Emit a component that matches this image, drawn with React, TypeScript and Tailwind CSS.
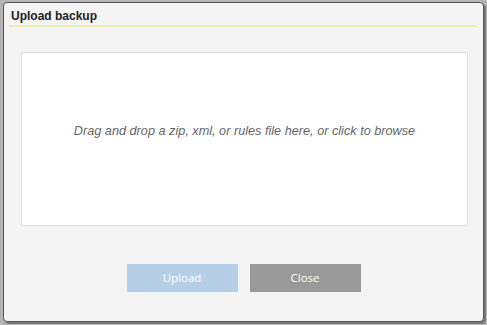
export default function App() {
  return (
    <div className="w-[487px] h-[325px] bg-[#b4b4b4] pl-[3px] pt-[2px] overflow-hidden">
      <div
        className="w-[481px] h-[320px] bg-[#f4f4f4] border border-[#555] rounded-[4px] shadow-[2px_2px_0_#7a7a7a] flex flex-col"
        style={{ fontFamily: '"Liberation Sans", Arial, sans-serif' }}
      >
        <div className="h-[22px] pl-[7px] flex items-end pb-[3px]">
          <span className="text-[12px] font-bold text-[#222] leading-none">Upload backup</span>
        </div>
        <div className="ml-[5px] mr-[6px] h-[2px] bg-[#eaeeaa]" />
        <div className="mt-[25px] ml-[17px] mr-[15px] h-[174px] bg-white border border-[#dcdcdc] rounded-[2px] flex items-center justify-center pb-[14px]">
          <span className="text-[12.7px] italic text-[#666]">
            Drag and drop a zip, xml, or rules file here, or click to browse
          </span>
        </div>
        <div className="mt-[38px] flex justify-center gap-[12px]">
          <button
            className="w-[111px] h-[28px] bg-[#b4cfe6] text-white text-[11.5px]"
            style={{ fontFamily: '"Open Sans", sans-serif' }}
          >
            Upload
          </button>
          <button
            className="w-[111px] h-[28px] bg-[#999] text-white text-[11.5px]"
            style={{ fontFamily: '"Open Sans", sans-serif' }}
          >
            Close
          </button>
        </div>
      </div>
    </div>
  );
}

Your task
Pictures are to be left out; repeat all the remaining data exactly.

Result of the task
Emit a component that matches this image, drawn with React, TypeScript and Tailwind CSS.
export default function App() {
  return (
    <div className="w-[487px] h-[325px] bg-[#b4b4b4] pl-[3px] pt-[2px] overflow-hidden">
      <div
        className="w-[481px] h-[320px] bg-[#f4f4f4] border border-[#555] rounded-[4px] shadow-[2px_2px_0_#7a7a7a] flex flex-col"
        style={{ fontFamily: '"Liberation Sans", Arial, sans-serif' }}
      >
        <div className="h-[22px] pl-[7px] flex items-end pb-[3px]">
          <span className="text-[12px] font-bold text-[#222] leading-none">Upload backup</span>
        </div>
        <div className="ml-[5px] mr-[6px] h-[2px] bg-[#eaeeaa]" />
        <div className="mt-[25px] ml-[17px] mr-[15px] h-[174px] bg-white border border-[#dcdcdc] rounded-[2px] flex items-center justify-center pb-[14px]">
          <span className="text-[12.7px] italic text-[#666]">
            Drag and drop a zip, xml, or rules file here, or click to browse
          </span>
        </div>
        <div className="mt-[38px] flex justify-center gap-[12px]">
          <button
            className="w-[111px] h-[28px] bg-[#b4cfe6] text-white text-[11.5px]"
            style={{ fontFamily: '"Open Sans", sans-serif' }}
          >
            Upload
          </button>
          <button
            className="w-[111px] h-[28px] bg-[#999] text-white text-[11.5px]"
            style={{ fontFamily: '"Open Sans", sans-serif' }}
          >
            Close
          </button>
        </div>
      </div>
    </div>
  );
}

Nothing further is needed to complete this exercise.